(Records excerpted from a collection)
+-------+
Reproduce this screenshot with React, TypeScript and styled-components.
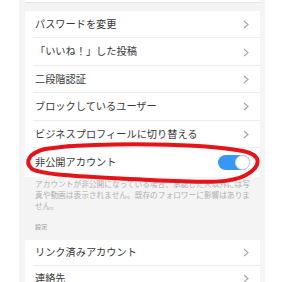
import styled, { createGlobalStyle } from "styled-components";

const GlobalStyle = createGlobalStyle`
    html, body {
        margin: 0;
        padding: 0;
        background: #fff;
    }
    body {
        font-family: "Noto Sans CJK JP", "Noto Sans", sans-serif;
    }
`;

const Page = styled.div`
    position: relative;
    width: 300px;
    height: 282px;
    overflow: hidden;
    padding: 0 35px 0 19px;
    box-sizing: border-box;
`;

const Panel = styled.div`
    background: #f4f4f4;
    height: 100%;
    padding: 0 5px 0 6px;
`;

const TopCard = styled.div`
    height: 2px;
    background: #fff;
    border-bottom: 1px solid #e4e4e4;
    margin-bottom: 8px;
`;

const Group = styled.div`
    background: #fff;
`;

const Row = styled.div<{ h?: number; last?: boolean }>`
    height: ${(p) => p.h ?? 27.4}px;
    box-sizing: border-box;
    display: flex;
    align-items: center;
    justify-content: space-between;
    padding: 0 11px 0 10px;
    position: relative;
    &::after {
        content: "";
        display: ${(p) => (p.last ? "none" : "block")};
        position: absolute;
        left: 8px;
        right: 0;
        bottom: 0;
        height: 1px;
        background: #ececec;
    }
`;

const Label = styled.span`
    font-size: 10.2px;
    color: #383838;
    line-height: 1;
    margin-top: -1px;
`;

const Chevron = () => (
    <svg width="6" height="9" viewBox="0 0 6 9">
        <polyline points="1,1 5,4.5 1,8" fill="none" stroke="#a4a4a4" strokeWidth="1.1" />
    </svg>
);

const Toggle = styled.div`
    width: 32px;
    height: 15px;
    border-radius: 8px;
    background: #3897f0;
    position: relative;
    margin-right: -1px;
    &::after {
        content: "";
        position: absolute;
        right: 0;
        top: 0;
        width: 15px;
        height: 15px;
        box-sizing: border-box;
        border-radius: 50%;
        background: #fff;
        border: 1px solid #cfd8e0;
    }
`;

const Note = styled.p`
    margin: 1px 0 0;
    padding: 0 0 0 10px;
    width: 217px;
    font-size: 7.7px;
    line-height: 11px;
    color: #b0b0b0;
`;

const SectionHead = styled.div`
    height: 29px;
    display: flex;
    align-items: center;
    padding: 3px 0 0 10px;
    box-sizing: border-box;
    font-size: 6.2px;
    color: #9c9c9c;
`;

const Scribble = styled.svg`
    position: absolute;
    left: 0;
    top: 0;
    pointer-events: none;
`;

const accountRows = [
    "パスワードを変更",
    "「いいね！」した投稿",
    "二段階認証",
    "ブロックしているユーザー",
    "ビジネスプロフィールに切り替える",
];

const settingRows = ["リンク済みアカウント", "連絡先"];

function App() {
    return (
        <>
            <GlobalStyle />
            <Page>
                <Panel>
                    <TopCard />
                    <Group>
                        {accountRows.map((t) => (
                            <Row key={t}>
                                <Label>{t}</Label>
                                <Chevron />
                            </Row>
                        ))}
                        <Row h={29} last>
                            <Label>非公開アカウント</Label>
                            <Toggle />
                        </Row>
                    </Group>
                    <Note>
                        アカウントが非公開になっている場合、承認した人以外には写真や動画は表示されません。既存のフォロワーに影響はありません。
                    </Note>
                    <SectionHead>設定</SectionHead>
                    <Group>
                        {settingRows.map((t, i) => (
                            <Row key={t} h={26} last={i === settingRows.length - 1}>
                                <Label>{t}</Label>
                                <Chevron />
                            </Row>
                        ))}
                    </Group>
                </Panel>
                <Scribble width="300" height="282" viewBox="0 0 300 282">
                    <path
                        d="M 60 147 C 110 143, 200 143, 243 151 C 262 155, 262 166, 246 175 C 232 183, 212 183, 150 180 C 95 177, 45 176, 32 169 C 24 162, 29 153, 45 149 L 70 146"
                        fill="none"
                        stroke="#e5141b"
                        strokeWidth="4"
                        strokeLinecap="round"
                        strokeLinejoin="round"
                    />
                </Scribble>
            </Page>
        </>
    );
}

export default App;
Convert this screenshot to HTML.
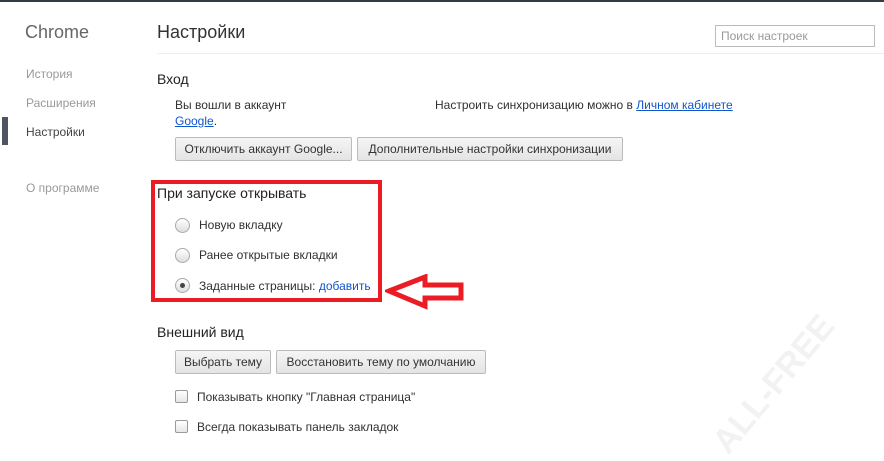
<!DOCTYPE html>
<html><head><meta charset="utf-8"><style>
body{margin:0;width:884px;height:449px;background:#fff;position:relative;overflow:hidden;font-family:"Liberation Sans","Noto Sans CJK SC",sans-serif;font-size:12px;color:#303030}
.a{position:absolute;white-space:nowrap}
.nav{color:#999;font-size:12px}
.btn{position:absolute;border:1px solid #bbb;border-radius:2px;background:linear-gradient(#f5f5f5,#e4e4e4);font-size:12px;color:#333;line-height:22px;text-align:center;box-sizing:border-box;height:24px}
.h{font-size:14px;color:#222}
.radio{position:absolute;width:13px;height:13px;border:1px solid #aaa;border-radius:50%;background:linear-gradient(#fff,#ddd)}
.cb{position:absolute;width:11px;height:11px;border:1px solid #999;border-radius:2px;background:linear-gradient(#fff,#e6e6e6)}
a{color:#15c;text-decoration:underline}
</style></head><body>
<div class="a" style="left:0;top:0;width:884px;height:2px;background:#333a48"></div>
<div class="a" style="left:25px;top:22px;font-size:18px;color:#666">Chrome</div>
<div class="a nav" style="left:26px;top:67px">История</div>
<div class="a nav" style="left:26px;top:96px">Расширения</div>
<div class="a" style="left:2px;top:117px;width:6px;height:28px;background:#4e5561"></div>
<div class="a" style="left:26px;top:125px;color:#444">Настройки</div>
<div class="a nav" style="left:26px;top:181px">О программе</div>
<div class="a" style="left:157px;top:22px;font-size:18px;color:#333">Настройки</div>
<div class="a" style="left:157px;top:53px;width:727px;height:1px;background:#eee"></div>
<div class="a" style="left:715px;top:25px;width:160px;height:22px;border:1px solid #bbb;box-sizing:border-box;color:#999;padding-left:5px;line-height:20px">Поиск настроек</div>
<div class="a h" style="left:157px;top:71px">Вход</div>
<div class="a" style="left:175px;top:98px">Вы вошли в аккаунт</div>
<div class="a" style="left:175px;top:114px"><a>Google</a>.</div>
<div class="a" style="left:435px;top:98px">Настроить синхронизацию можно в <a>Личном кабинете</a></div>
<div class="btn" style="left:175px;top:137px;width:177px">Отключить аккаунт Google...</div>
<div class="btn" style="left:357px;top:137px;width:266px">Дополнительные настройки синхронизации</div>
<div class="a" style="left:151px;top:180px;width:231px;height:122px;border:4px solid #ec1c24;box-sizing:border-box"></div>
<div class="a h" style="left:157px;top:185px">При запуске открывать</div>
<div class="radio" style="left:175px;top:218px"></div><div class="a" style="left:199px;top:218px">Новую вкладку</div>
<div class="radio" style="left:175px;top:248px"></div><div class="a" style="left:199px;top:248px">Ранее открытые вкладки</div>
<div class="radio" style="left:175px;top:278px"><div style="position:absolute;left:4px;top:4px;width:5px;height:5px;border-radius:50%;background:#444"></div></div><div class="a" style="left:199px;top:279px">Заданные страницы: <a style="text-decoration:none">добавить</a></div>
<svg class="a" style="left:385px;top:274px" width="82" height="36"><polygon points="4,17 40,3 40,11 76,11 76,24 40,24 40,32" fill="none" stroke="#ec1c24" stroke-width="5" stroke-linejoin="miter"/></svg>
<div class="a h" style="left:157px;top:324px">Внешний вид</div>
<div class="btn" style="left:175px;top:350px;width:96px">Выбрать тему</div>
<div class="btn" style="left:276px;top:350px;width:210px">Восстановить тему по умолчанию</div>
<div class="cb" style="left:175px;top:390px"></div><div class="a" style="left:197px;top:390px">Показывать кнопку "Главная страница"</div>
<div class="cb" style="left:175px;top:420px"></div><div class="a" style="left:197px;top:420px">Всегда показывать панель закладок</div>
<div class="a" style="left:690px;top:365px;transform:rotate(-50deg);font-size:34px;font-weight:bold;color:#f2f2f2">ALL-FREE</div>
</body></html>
+-------+
_Task_
From the records above, pull out each line that has "components".

_The answer_
Reproduce this screenshot with React, TypeScript and styled-components.
import styled, { createGlobalStyle } from "styled-components";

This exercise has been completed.